Managing Planning & Scheduling by Quantifying The Risk and Expressing The Level of Confidence

Beyond Certainty: Why ‘How Likely?’ is the Most Important Question in Project Planning

Beyond Certainty: Why “How Likely?” is the Most Important Question in Project Planning

Successful project planning isn’t about finding a single, perfect number. It’s about understanding and quantifying uncertainty.

The Flaw in Traditional Planning

During initial project planning, teams are often pressured to answer a simple, yet deeply flawed question: “How long will it take?” This search for a single, deterministic answer sets projects up for failure by ignoring the inherent risks and uncertainties of any complex endeavor.

A better approach requires a shift in mindset. We must move from asking for certainty to asking about probability.

Instead of “How long will it take?”, the better questions are:

  • “How likely is it that we can make our schedule?”
  • “How likely is it we will meet this cost constraint?”
  • “How likely is it that our team size is sufficient?”

A New Language for Answers: Embracing the Range

When the questions change, the answers must change too. The answer should no longer be “12 months.” It should be a narrative that communicates risk and confidence.

“It’s likely we can do this in 12 months. Planning for 14 months would be very conservative. Ten months is plausible, but quite risky. But there is no way it will get done in 6 months. Not only has our team never done that much that fast, but nobody in the industry has!”

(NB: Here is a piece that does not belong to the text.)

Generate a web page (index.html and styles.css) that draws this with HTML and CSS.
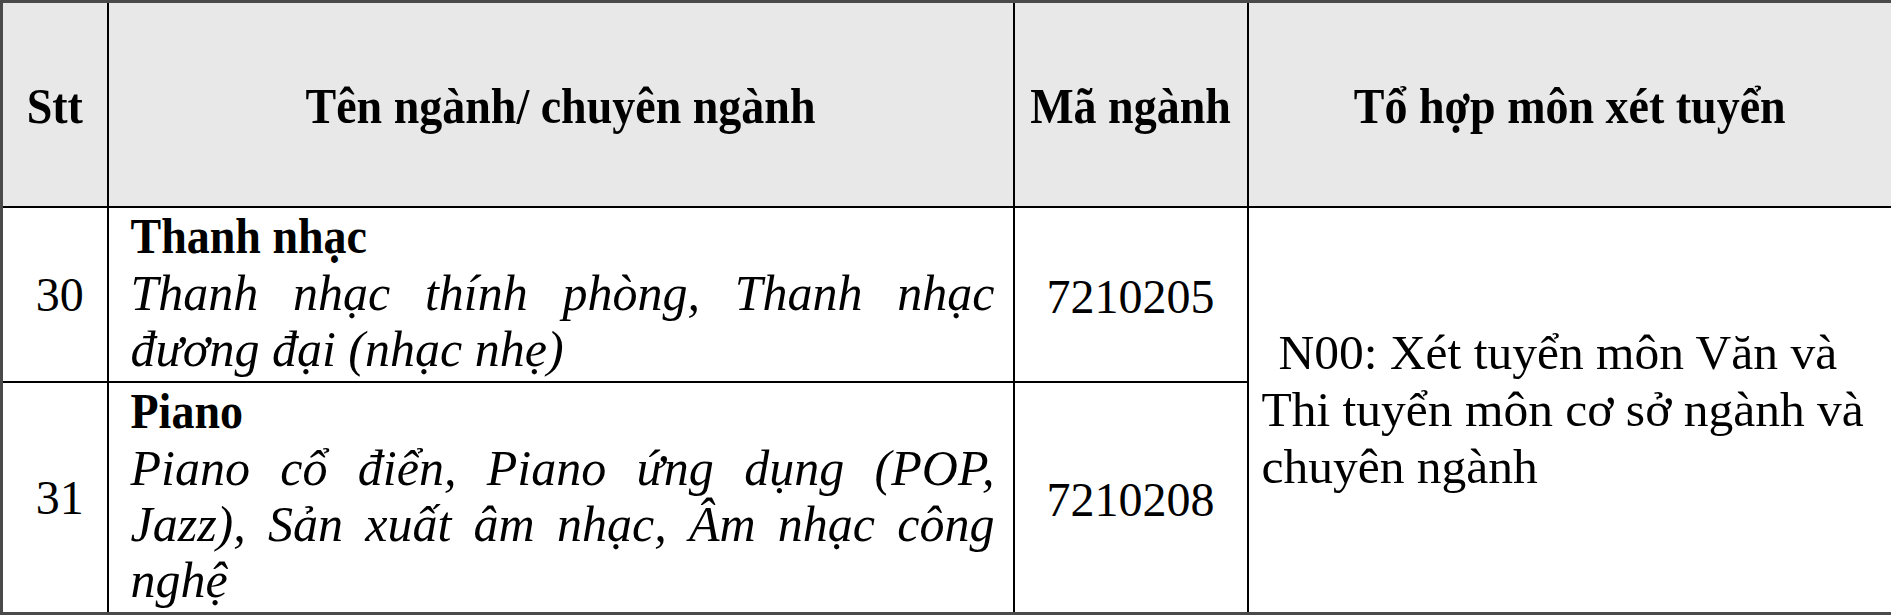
FILE: index.html
```html
<!DOCTYPE html>
<html lang="vi">
<head>
<meta charset="utf-8">
<title>Tổ hợp môn xét tuyển</title>
<link rel="stylesheet" href="styles.css">
</head>
<body>
<table class="grid">
  <colgroup>
    <col class="c-stt">
    <col class="c-name">
    <col class="c-code">
    <col class="c-combo">
  </colgroup>
  <thead>
    <tr class="head-row">
      <th><span class="hd">Stt</span></th>
      <th><span class="hd">Tên ngành/ chuyên ngành</span></th>
      <th><span class="hd">Mã ngành</span></th>
      <th><span class="hd">Tổ hợp môn xét tuyển</span></th>
    </tr>
  </thead>
  <tbody>
    <tr class="row-a">
      <td class="num">30</td>
      <td class="name">
        <div class="title">Thanh nhạc</div>
        <div class="sub">
          <span class="jline">Thanh nhạc thính phòng, Thanh nhạc</span>
          <span class="line">đương đại (nhạc nhẹ)</span>
        </div>
      </td>
      <td class="code">7210205</td>
      <td class="combo" rowspan="2">
        <div class="combo-text"><span class="first">N00: Xét tuyển môn Văn và</span><br>Thi tuyển môn cơ sở ngành và<br>chuyên ngành</div>
      </td>
    </tr>
    <tr class="row-b">
      <td class="num">31</td>
      <td class="name">
        <div class="title">Piano</div>
        <div class="sub">
          <span class="jline">Piano cổ điển, Piano ứng dụng (POP,</span>
          <span class="jline">Jazz), Sản xuất âm nhạc, Âm nhạc công</span>
          <span class="line">nghệ</span>
        </div>
      </td>
      <td class="code">7210208</td>
    </tr>
  </tbody>
</table>
</body>
</html>
```
FILE: styles.css
```css
html, body {
  margin: 0;
  padding: 0;
  background: #ffffff;
}

body {
  font-family: "Liberation Serif", "Times New Roman", serif;
  color: #000000;
}

.grid {
  width: 1891px;
  border-collapse: collapse;
  table-layout: fixed;
  border: 3px solid #4a4a4a;
}

.c-stt { width: 106px; }
.c-name { width: 906px; }
.c-code { width: 234px; }
.c-combo { width: 645px; }

.grid th,
.grid td {
  border: 2px solid #000000;
  padding: 0;
}

.head-row {
  height: 205px;
}

.grid th {
  background: #e8e8e8;
  font-size: 46px;
  font-weight: bold;
  text-align: center;
  vertical-align: middle;
  padding-top: 3px;
  white-space: nowrap;
}

.hd {
  display: inline-block;
  transform: scaleY(1.1);
}

.row-a { height: 175px; }
.row-b { height: 232px; }

.num {
  font-size: 48px;
  text-align: center;
  vertical-align: middle;
  padding-left: 10px !important;
}

.name {
  vertical-align: top;
  padding: 1px 18px 0 22px !important;
}

.title {
  font-size: 46px;
  font-weight: bold;
  line-height: 56px;
  transform: scaleY(1.08);
  transform-origin: left center;
}

.sub {
  font-size: 50px;
  font-style: italic;
  line-height: 56px;
}

.jline,
.line {
  display: block;
  white-space: nowrap;
}

.jline {
  white-space: normal;
  text-align: justify;
  text-align-last: justify;
}

.code {
  font-size: 48px;
  text-align: center;
  vertical-align: middle;
  padding-top: 4px !important;
}

.combo {
  vertical-align: middle;
  padding-left: 13px !important;
}

.combo-text {
  font-size: 49.5px;
  line-height: 57px;
  white-space: nowrap;
}

.first {
  padding-left: 17px;
}
```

This approach allows us to keep all levers—scope, schedule, cost, and resources—as flexible as possible. We can plan for contingencies and make informed adjustments as the project unfolds, dramatically increasing our chances of meeting our core constraints.

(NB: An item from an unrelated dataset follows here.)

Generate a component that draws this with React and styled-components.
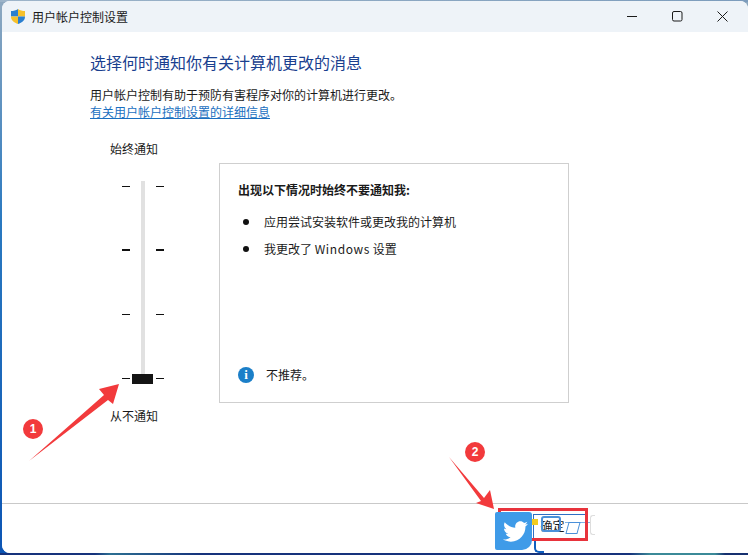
import styled, { createGlobalStyle } from 'styled-components'
import { FaTwitter } from 'react-icons/fa'

const cjk = '"Noto Sans CJK SC", "Noto Sans", sans-serif'

const GlobalStyle = createGlobalStyle`
	html, body {
		margin: 0;
		padding: 0;
		background: #0f5fa8;
	}
	* {
		box-sizing: border-box;
	}
`

const levels = [
	{ strong: false },
	{ strong: true },
	{ strong: false },
	{ strong: false, current: true },
]

function Shield() {
	return (
		<svg width="14" height="15" viewBox="0 0 14 15">
			<path d="M7 0C5 1.500 2.500 2 0 2v5.500h7z" fill="#2a7fd0" />
			<path d="M7 0c2 1.500 4.500 2 7 2v5.500H7z" fill="#f5c02c" />
			<path d="M0 7.500h7V15C3 13.500 0 11.500 0 7.500z" fill="#f5c02c" />
			<path d="M7 7.500h7c0 4-3 6-7 7.500z" fill="#2a7fd0" />
		</svg>
	)
}

function WindowIcon({ type }) {
	return (
		<svg width="11" height="11" viewBox="0 0 11 11" fill="none" stroke="#1a1a1a" strokeWidth="1">
			{type === 'min' && <path d="M0 5.500h10" />}
			{type === 'max' && <rect x=".5" y=".5" width="9.500" height="9.500" rx="1.500" />}
			{type === 'close' && <path d="M.5 .5l10 10M10.500 .5l-10 10" />}
		</svg>
	)
}

function Arrow({ points, top, left, width, height }) {
	return (
		<ArrowSvg $top={top} $left={left} width={width} height={height} viewBox={`0 0 ${width} ${height}`}>
			<polygon points={points} fill="#f23a3c" />
		</ArrowSvg>
	)
}

export default function App() {
	return (
		<Page>
			<GlobalStyle />
			<Window>
				<TitleBar>
					<TitleLeft>
						<Shield />
						<TitleText>用户帐户控制设置</TitleText>
					</TitleLeft>
					<WindowButtons>
						<WindowIcon type="min" />
						<WindowIcon type="max" />
						<WindowIcon type="close" />
					</WindowButtons>
				</TitleBar>
				<Content>
					<Heading>选择何时通知你有关计算机更改的消息</Heading>
					<Description>用户帐户控制有助于预防有害程序对你的计算机进行更改。</Description>
					<HelpLink>有关用户帐户控制设置的详细信息</HelpLink>
					<Settings>
						<SliderColumn>
							<SliderLabel>始终通知</SliderLabel>
							<SliderBody>
								<Track />
								{levels.map((level, index) => (
									<TickRow key={index}>
										<Tick $strong={level.strong} />
										{level.current ? <Thumb /> : <ThumbGap />}
										<Tick $strong={level.strong} />
									</TickRow>
								))}
							</SliderBody>
							<SliderLabel>从不通知</SliderLabel>
						</SliderColumn>
						<InfoPanel>
							<div>
								<PanelTitle>出现以下情况时始终不要通知我:</PanelTitle>
								<BulletList>
									<li>应用尝试安装软件或更改我的计算机</li>
									<li>
										我更改了 <LatinWord>Windows</LatinWord> 设置
									</li>
								</BulletList>
							</div>
							<Advice>
								<InfoIcon>i</InfoIcon>
								<span>不推荐。</span>
							</Advice>
						</InfoPanel>
					</Settings>
				</Content>
				<Footer>
					<OkButton>确定</OkButton>
					<CancelStub />
				</Footer>
			</Window>

			<Arrow width={100} height={85} top={380} left={26} points="3,81 78,15 73,9 93,4 87,24 82,20" />
			<Badge $top={419} $left={23}>1</Badge>
			<Arrow width={60} height={60} top={455} left={447} points="2,2 37,43 43,35 47,54 29,48 34,46" />
			<Badge $top={442} $left={465}>2</Badge>
			<Overlay>
				<ButtonFrame />
				<FocusLine />
				<Outline />
				<Skew />
				<CornerLine />
			</Overlay>
			<Highlight />
			<Overlay>
				<Sticker>
					<FaTwitter size={25} color="#ffffff" />
				</Sticker>
				<Dot />
			</Overlay>
		</Page>
	)
}

const Page = styled.div`
	position: relative;
	width: 748px;
	height: 555px;
	overflow: hidden;
	padding-top: 1px;
	background:
		linear-gradient(90deg, #16337c 0, #16337c 95px, #2c6f92 110px, #16337c 200px, #16337c 630px, #3b8a98 650px, #3b8a98 715px, #16306f 725px) 0 100% / 100% 2px no-repeat,
		linear-gradient(90deg, #9db4c9, #7c9cbc) 0 0 / 100% 2px no-repeat,
		linear-gradient(180deg, #8fa9c0 0, #2a79c0 40%, #0c55b4 100%);
	font-family: ${cjk};
	color: #1a1a1a;
`
const Window = styled.div`
	width: 746px;
	height: 552px;
	margin-left: 2px;
	display: flex;
	flex-direction: column;
	background: #ffffff;
	border-radius: 8px 8px 0 8px;
	overflow: hidden;
`
const TitleBar = styled.div`
	flex: 0 0 31px;
	display: flex;
	align-items: center;
	justify-content: space-between;
	padding: 0 0 0 9px;
	background: #eef3f8;
`
const TitleLeft = styled.div`
	display: flex;
	align-items: center;
	gap: 7px;
	padding-bottom: 1px;
`
const TitleText = styled.span`
	font-size: 12px;
`
const WindowButtons = styled.div`
	display: flex;
	align-items: center;
	gap: 34px;
	padding-right: 20px;
`
const Content = styled.div`
	flex: 1;
	padding: 20px 0 0 88px;
	display: flex;
	flex-direction: column;
`
const Heading = styled.h1`
	margin: 0;
	font-size: 16px;
	line-height: 21px;
	font-weight: 400;
	color: #1a3f8f;
`
const Description = styled.p`
	margin: 13px 0 0;
	font-size: 12px;
	line-height: 17px;
`
const HelpLink = styled.a`
	font-size: 12px;
	line-height: 17px;
	color: #1a6fc0;
	text-decoration: underline;
`
const Settings = styled.div`
	display: flex;
	margin-top: 20px;
	margin-left: 20px;
`
const SliderColumn = styled.div`
	width: 48px;
	display: flex;
	flex-direction: column;
	align-items: flex-start;
`
const SliderLabel = styled.div`
	font-size: 12px;
	line-height: 17px;
	white-space: nowrap;
`
const SliderBody = styled.div`
	position: relative;
	width: 54px;
	height: 198px;
	margin: 24px 0 28px;
	padding-top: 4px;
	display: flex;
	flex-direction: column;
	gap: 62px;
`
const Track = styled.div`
	position: absolute;
	top: 0;
	bottom: 0;
	left: 31px;
	width: 4px;
	background: #e1e1e1;
`
const TickRow = styled.div`
	position: relative;
	display: flex;
	align-items: center;
	height: 2px;
	padding-left: 12px;
`
const Tick = styled.div`
	width: 8px;
	height: ${(p) => (p.$strong ? '2px' : '1px')};
	background: #111111;
`
const Thumb = styled.div`
	width: 21px;
	height: 10px;
	margin: 2px 3px 0 2px;
	background: #141414;
`
const ThumbGap = styled.div`
	width: 21px;
	margin: 0 3px 0 2px;
`
const InfoPanel = styled.div`
	width: 350px;
	height: 240px;
	margin: 23px 0 0 61px;
	padding: 17px 18px 19px;
	display: flex;
	flex-direction: column;
	justify-content: space-between;
	border: 1px solid #cfcfcf;
	background: #ffffff;
`
const PanelTitle = styled.div`
	font-size: 12px;
	line-height: 17px;
	font-weight: 700;
`
const BulletList = styled.ul`
	margin: 15px 0 0;
	padding: 0 0 0 26px;
	list-style: none;
	li {
		position: relative;
		font-size: 12px;
		line-height: 17px;
		margin-bottom: 10px;
	}
	li::before {
		content: '';
		position: absolute;
		left: -21px;
		top: 6px;
		width: 6px;
		height: 6px;
		border-radius: 50%;
		background: #111111;
	}
`
const LatinWord = styled.span`
	letter-spacing: 0.6px;
`
const Advice = styled.div`
	display: flex;
	align-items: center;
	gap: 12px;
	font-size: 12px;
`
const InfoIcon = styled.div`
	width: 16px;
	height: 16px;
	border-radius: 50%;
	background: #1b7fc8;
	color: #ffffff;
	font: 700 13px/16px 'Liberation Serif', serif;
	text-align: center;
`
const Footer = styled.div`
	flex: 0 0 50px;
	display: flex;
	justify-content: flex-end;
	align-items: flex-start;
	gap: 18px;
	padding: 11px 153px 0 0;
	border-top: 1px solid #c9c9c9;
	background: #ffffff;
`
const OkButton = styled.button`
	width: 39px;
	height: 22px;
	padding: 0;
	border: 0;
	background: transparent;
	font-family: ${cjk};
	font-size: 12px;
	line-height: 22px;
	color: #1a1a1a;
`
const CancelStub = styled.div`
	width: 5px;
	height: 20px;
	border: 1px solid #dddddd;
	border-right: 0;
	border-radius: 3px 0 0 3px;
`
const ArrowSvg = styled.svg`
	position: absolute;
	top: ${(p) => p.$top}px;
	left: ${(p) => p.$left}px;
`
const Badge = styled.div`
	position: absolute;
	top: ${(p) => p.$top}px;
	left: ${(p) => p.$left}px;
	width: 20px;
	height: 20px;
	border-radius: 50%;
	background: #f23a3c;
	color: #ffffff;
	font: 700 12px/20px 'Liberation Sans', sans-serif;
	text-align: center;
`
const Highlight = styled.div`
	position: absolute;
	left: 498px;
	top: 508px;
	width: 90px;
	height: 33px;
	border: 3px solid #e8333c;
`
const Overlay = styled.div`
	position: absolute;
	left: 495px;
	top: 512px;
	width: 100px;
	height: 43px;
`
const Sticker = styled.div`
	position: absolute;
	left: 0;
	top: 0;
	width: 37px;
	height: 38px;
	padding-left: 3px;
	display: flex;
	align-items: center;
	justify-content: center;
	background: #3f9be8;
	border-radius: 2px 3px 10px 2px;
`
const Dot = styled.div`
	position: absolute;
	left: 37px;
	top: 7px;
	width: 6px;
	height: 6px;
	background: #f2cc1f;
`
const ButtonFrame = styled.div`
	position: absolute;
	left: 38px;
	top: 2px;
	width: 53px;
	height: 27px;
	border: 1px solid #2f6fc4;
`
const FocusLine = styled.div`
	position: absolute;
	left: 70px;
	top: 10px;
	width: 25px;
	height: 1px;
	background: #7fb2e6;
`
const Outline = styled.div`
	position: absolute;
	left: 46px;
	top: 4px;
	width: 20px;
	height: 16px;
	border: 2px solid #4a90d9;
	border-radius: 3px;
`
const Skew = styled.div`
	position: absolute;
	left: 72px;
	top: 10px;
	width: 12px;
	height: 12px;
	border: 1px solid #4a90d9;
	transform: skewX(-15deg);
`
const CornerLine = styled.div`
	position: absolute;
	left: 39px;
	top: 29px;
	width: 10px;
	height: 12px;
	border-left: 2px solid #0f5fc0;
	border-bottom: 2px solid #0f5fc0;
	border-radius: 0 0 0 5px;
`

How to Quantify “How Likely?” – Practical Methods

Moving from gut feeling to quantified confidence requires proven methods. Here are three powerful techniques to introduce probabilistic thinking into your planning.

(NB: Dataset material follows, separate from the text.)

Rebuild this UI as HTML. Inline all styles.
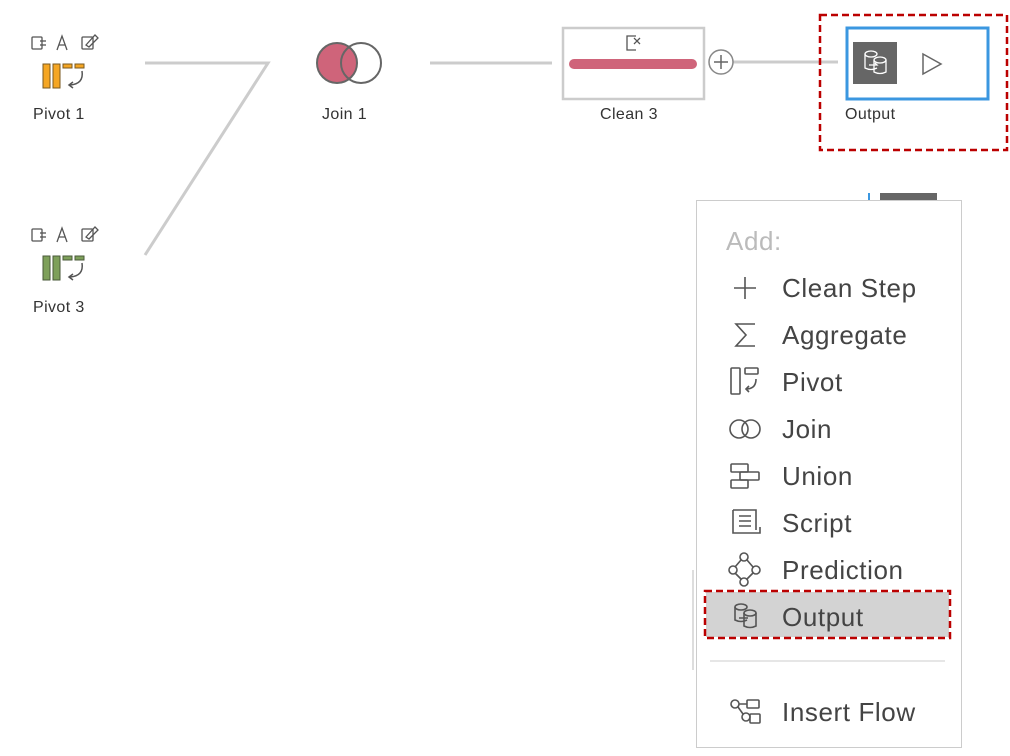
<!DOCTYPE html>
<html><head><style>
body{margin:0;width:1010px;height:756px;background:#fff;position:relative;overflow:hidden;font-family:"Liberation Sans",sans-serif}
.a{position:absolute}
.lbl{position:absolute;font-size:16px;color:#333;letter-spacing:0.4px}
.mi{position:absolute;left:782px;font-size:26px;color:#444;line-height:30px;letter-spacing:0.6px}
</style></head><body>
<svg class="a" style="left:0;top:0" width="1010" height="756">
<g stroke="#ccc" stroke-width="3" fill="none">
<polyline points="145,63 268,63 145,255"/>
<line x1="430" y1="63" x2="552" y2="63"/>
<line x1="733" y1="62" x2="838" y2="62"/>
</g>
<g stroke="#555" stroke-width="1.3" fill="none">
<rect x="32" y="37" width="10" height="12" rx="1"/><line x1="40" y1="41" x2="46" y2="41"/><line x1="40" y1="45" x2="46" y2="45"/>
<path d="M57 50 L62 36 L67 50 M59 45 H65"/>
<rect x="82" y="37" width="11" height="12" rx="1"/><path d="M86 45 L95 35 L98 38 L89 47 Z"/>
</g>
<rect x="43" y="64" width="7" height="24" fill="#f5a623" stroke="#7a5a20"/>
<rect x="53" y="64" width="7" height="24" fill="#f5a623" stroke="#7a5a20"/>
<rect x="63" y="64" width="9" height="4" fill="#f5a623" stroke="#7a5a20"/>
<rect x="75" y="64" width="9" height="4" fill="#f5a623" stroke="#7a5a20"/>
<path d="M82 71 Q84 84 70 85 M73 82 L69 85 L73 88" stroke="#555" stroke-width="1.5" fill="none"/>
<g transform="translate(0,192)" stroke="#555" stroke-width="1.3" fill="none">
<rect x="32" y="37" width="10" height="12" rx="1"/><line x1="40" y1="41" x2="46" y2="41"/><line x1="40" y1="45" x2="46" y2="45"/>
<path d="M57 50 L62 36 L67 50 M59 45 H65"/>
<rect x="82" y="37" width="11" height="12" rx="1"/><path d="M86 45 L95 35 L98 38 L89 47 Z"/>
</g>
<g transform="translate(0,192)">
<rect x="43" y="64" width="7" height="24" fill="#7ea05a" stroke="#4a5a3a"/>
<rect x="53" y="64" width="7" height="24" fill="#7ea05a" stroke="#4a5a3a"/>
<rect x="63" y="64" width="9" height="4" fill="#7ea05a" stroke="#4a5a3a"/>
<rect x="75" y="64" width="9" height="4" fill="#7ea05a" stroke="#4a5a3a"/>
<path d="M82 71 Q84 84 70 85 M73 82 L69 85 L73 88" stroke="#555" stroke-width="1.5" fill="none"/>
</g>
<circle cx="337" cy="63" r="20" fill="#cf647a" stroke="#666" stroke-width="2"/>
<circle cx="361" cy="63" r="20" fill="none" stroke="#666" stroke-width="2"/>
<rect x="563" y="28" width="141" height="71" fill="#fff" stroke="#ccc" stroke-width="2.5"/>
<rect x="569" y="59" width="128" height="10" rx="5" fill="#cf647a"/>
<path d="M636 36 H627 V50 H636 M634 38 L640 44 M640 38 L634 44" stroke="#555" stroke-width="1.3" fill="none"/>
<circle cx="721" cy="62" r="12" fill="#fff" stroke="#888" stroke-width="1.5"/>
<path d="M721 55 V69 M714 62 H728" stroke="#666" stroke-width="1.5"/>
<rect x="847" y="28" width="141" height="71" fill="#fff" stroke="#3b97e0" stroke-width="3"/>
<rect x="853" y="42" width="44" height="42" fill="#666"/>
<g stroke="#fff" stroke-width="1.3" fill="none"><ellipse cx="871" cy="54" rx="6" ry="3"/><path d="M865 54 V68 Q871 71 877 68"/><ellipse cx="880" cy="60" rx="6" ry="3"/><path d="M874 60 V72 Q880 75 886 72 V60 M869 65 H877 L875 63"/></g>
<path d="M923 54 L941 64 L923 74 Z" fill="none" stroke="#666" stroke-width="1.5"/>
<rect x="820" y="15" width="187" height="135" fill="none" stroke="#b00" stroke-width="2.5" stroke-dasharray="7,4"/>
<rect x="868" y="193" width="2" height="8" fill="#3b97e0"/><rect x="880" y="193" width="57" height="8" fill="#666"/>
<rect x="696.5" y="200.5" width="265" height="547" fill="#fff" stroke="#ccc"/>
<rect x="692" y="570" width="2" height="100" fill="#ddd"/>
<rect x="706" y="592" width="243" height="45" fill="#d3d3d3"/>
<rect x="705" y="591" width="245" height="47" fill="none" stroke="#b00" stroke-width="2.5" stroke-dasharray="7,4"/>
<line x1="710" y1="661" x2="945" y2="661" stroke="#ddd" stroke-width="1.5"/>
<g stroke="#555" stroke-width="1.6" fill="none">
<path d="M745 277 V299 M734 288 H756"/>
<path d="M755 324 H736 L746 335 L736 346 H755"/>
<rect x="731" y="368" width="9" height="26" rx="1"/><rect x="745" y="368" width="13" height="6" rx="1"/><path d="M756 379 Q756 389 746 389 M749 386 L746 389 L749 392"/>
<circle cx="739" cy="429" r="9"/><circle cx="751" cy="429" r="9"/>
<rect x="731" y="464" width="17" height="8" rx="1"/><rect x="740" y="472" width="19" height="8" rx="1"/><rect x="731" y="480" width="17" height="8" rx="1"/>
<path d="M733 510 H756 V530 M733 510 V533 H760 V527 M739 516 H751 M739 521 H751 M739 526 H751"/>
<circle cx="744" cy="557" r="4"/><circle cx="733" cy="570" r="4"/><circle cx="756" cy="570" r="4"/><circle cx="744" cy="582" r="4"/><path d="M741 560 L735 567 M747 560 L753 567 M735 573 L741 579 M753 573 L747 579"/>
<ellipse cx="741" cy="607" rx="6" ry="3"/><path d="M735 607 V620 Q741 623 747 620"/><ellipse cx="750" cy="613" rx="6" ry="3"/><path d="M744 613 V626 Q750 629 756 626 V613 M739 618 H748"/>
<circle cx="735" cy="704" r="4"/><circle cx="746" cy="717" r="4"/><path d="M738 707 L743 714 M739 704 H747"/><rect x="747" y="700" width="12" height="8" rx="1"/><rect x="750" y="714" width="10" height="9" rx="1"/>
</g>
</svg>
<div class="lbl" style="left:33px;top:106px">Pivot 1</div>
<div class="lbl" style="left:33px;top:299px">Pivot 3</div>
<div class="lbl" style="left:322px;top:106px">Join 1</div>
<div class="lbl" style="left:600px;top:106px">Clean 3</div>
<div class="lbl" style="left:845px;top:106px">Output</div>
<div class="mi" style="left:726px;top:226px;color:#bbb">Add:</div>
<div class="mi" style="top:273px">Clean Step</div>
<div class="mi" style="top:320px">Aggregate</div>
<div class="mi" style="top:367px">Pivot</div>
<div class="mi" style="top:414px">Join</div>
<div class="mi" style="top:461px">Union</div>
<div class="mi" style="top:508px">Script</div>
<div class="mi" style="top:555px">Prediction</div>
<div class="mi" style="top:602px">Output</div>
<div class="mi" style="top:697px">Insert Flow</div>
</body></html>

1. Three-Point Estimation (PERT)

Instead of a single guess, this technique asks for three estimates for each task: an Optimistic (O), a Most Likely (M), and a Pessimistic (P) duration. These are combined using the PERT formula: (O + 4M + P) / 6. This simple calculation provides a weighted average that accounts for potential risk and uncertainty, giving a more realistic estimate than a single number ever could.

2. Monte Carlo Simulation

This is a powerful computer-based method that builds on three-point estimates. The simulation runs a project plan thousands of times, and for each run, it randomly picks a duration for each task from within its optimistic-to-pessimistic range. The final result is not a single date, but a probability distribution, answering questions like: “What is the probability we will finish by July 1st?” (e.g., “75%”).

3. Reference Class Forecasting

Developed by Nobel laureate Daniel Kahneman, this method fights optimistic bias by grounding estimates in reality. It involves looking at the actual outcomes of similar, past projects (the “reference class”). Instead of asking “How long will our unique project take?”, you ask, “How long did other, similar projects actually take?” This outside view provides a powerful reality check against internal wishful thinking.

Conclusion: Plan for Reality, Not for Hope

Hope is not a strategy. By shifting our language from certainty to probability and using formal methods to quantify risk, we create plans that are resilient, credible, and far more likely to succeed. Asking “How likely?” is the first step toward delivering projects that meet their commitments in the real world.